====== SUPPLIED MATERIAL ======

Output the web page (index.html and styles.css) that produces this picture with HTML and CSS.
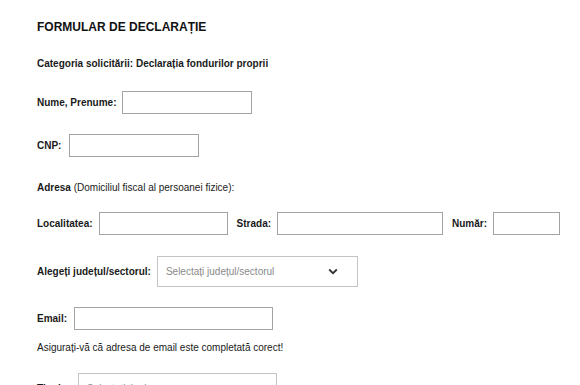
FILE: index.html
```html
<!DOCTYPE html>
<html lang="ro">
<head>
<meta charset="utf-8">
<title>Formular de declarație</title>
<link rel="stylesheet" href="styles.css">
</head>
<body>
<div class="form">
  <h1 class="title">FORMULAR DE DECLARAȚIE</h1>
  <p class="line category"><b>Categoria solicitării: Declarația fondurilor proprii</b></p>
  <div class="row r-name">
    <label class="lbl">Nume, Prenume:</label>
    <span class="field w-name"></span>
  </div>
  <div class="row r-cnp">
    <label class="lbl lbl-cnp">CNP:</label>
    <span class="field w-cnp"></span>
  </div>
  <p class="line address"><b>Adresa</b> (Domiciliul fiscal al persoanei fizice):</p>
  <div class="row r-loc">
    <label class="lbl">Localitatea:</label>
    <span class="field w-loc"></span>
    <label class="lbl">Strada:</label>
    <span class="field w-str"></span>
    <label class="lbl">Număr:</label>
    <span class="field w-nr"></span>
  </div>
  <div class="row r-sel">
    <label class="lbl">Alegeți județul/sectorul:</label>
    <span class="select w-sel">
      <span class="ph">Selectați județul/sectorul</span>
      <svg class="chev" width="10" height="7" viewBox="0 0 10 7"><path d="M1.2 1.5 L5 5.2 L8.8 1.5" fill="none" stroke="#333" stroke-width="1.8"/></svg>
    </span>
  </div>
  <div class="row r-email">
    <label class="lbl lbl-email">Email:</label>
    <span class="field w-email"></span>
  </div>
  <p class="line note">Asigurați-vă că adresa de email este completată corect!</p>
  <div class="row r-last">
    <label class="lbl lbl-last">Tipul:</label>
    <span class="select w-last">
      <span class="ph">Selectați tipul</span>
      <svg class="chev" width="10" height="7" viewBox="0 0 10 7"><path d="M1.2 1.5 L5 5.2 L8.8 1.5" fill="none" stroke="#333" stroke-width="1.8"/></svg>
    </span>
  </div>
</div>
</body>
</html>
```
FILE: styles.css
```css
html, body {
  margin: 0;
  padding: 0;
  background: #fff;
}
body {
  width: 580px;
  height: 385px;
  overflow: hidden;
  font-family: "Liberation Sans", Arial, sans-serif;
  color: #1a1a1a;
  font-size: 10px;
}
.form {
  display: flex;
  flex-direction: column;
  align-items: flex-start;
  padding-left: 37px;
}
.title {
  margin: 20px 0 0;
  font-size: 12px;
  line-height: 14px;
  font-weight: bold;
  color: #111;
}
.line {
  margin: 0;
  line-height: 12px;
  height: 12px;
  white-space: nowrap;
}
.category { margin-top: 24px; }
.address { margin-top: 25px; }
.note { margin-top: 12px; }
.row {
  display: flex;
  align-items: center;
}
.r-name { margin-top: 21px; }
.r-cnp { margin-top: 20px; }
.r-loc { margin-top: 18px; }
.r-sel { margin-top: 21px; }
.r-email { margin-top: 20px; }
.r-last { margin-top: 19px; }
.lbl {
  font-weight: bold;
  margin-right: 6px;
  white-space: nowrap;
}
.lbl-cnp { margin-right: 8px; }
.lbl-email { margin-right: 7px; }
.lbl-last { margin-right: 14px; }
.field {
  display: block;
  box-sizing: border-box;
  height: 23px;
  border: 1px solid #a3a3a3;
  background: #fff;
  margin-right: 9px;
}
.w-name { width: 130px; }
.w-cnp { width: 130px; }
.w-loc { width: 129px; }
.w-str { width: 166px; }
.w-nr { width: 67px; }
.w-email { width: 199px; }
.select {
  display: flex;
  align-items: center;
  justify-content: space-between;
  box-sizing: border-box;
  height: 31px;
  border: 1px solid #c4c4c4;
  padding: 0 19px 0 8px;
  background: #fff;
}
.w-sel { width: 201px; }
.w-last { width: 199px; }
.ph {
  color: #8a8a8a;
  font-size: 10px;
  white-space: nowrap;
}
.chev { display: block; }
```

======

* **EXERCISE REQUIREMENTS**: Find every line in the listing that holds the string "index", then say how many there are as a bare number.

* **RESULT**: 2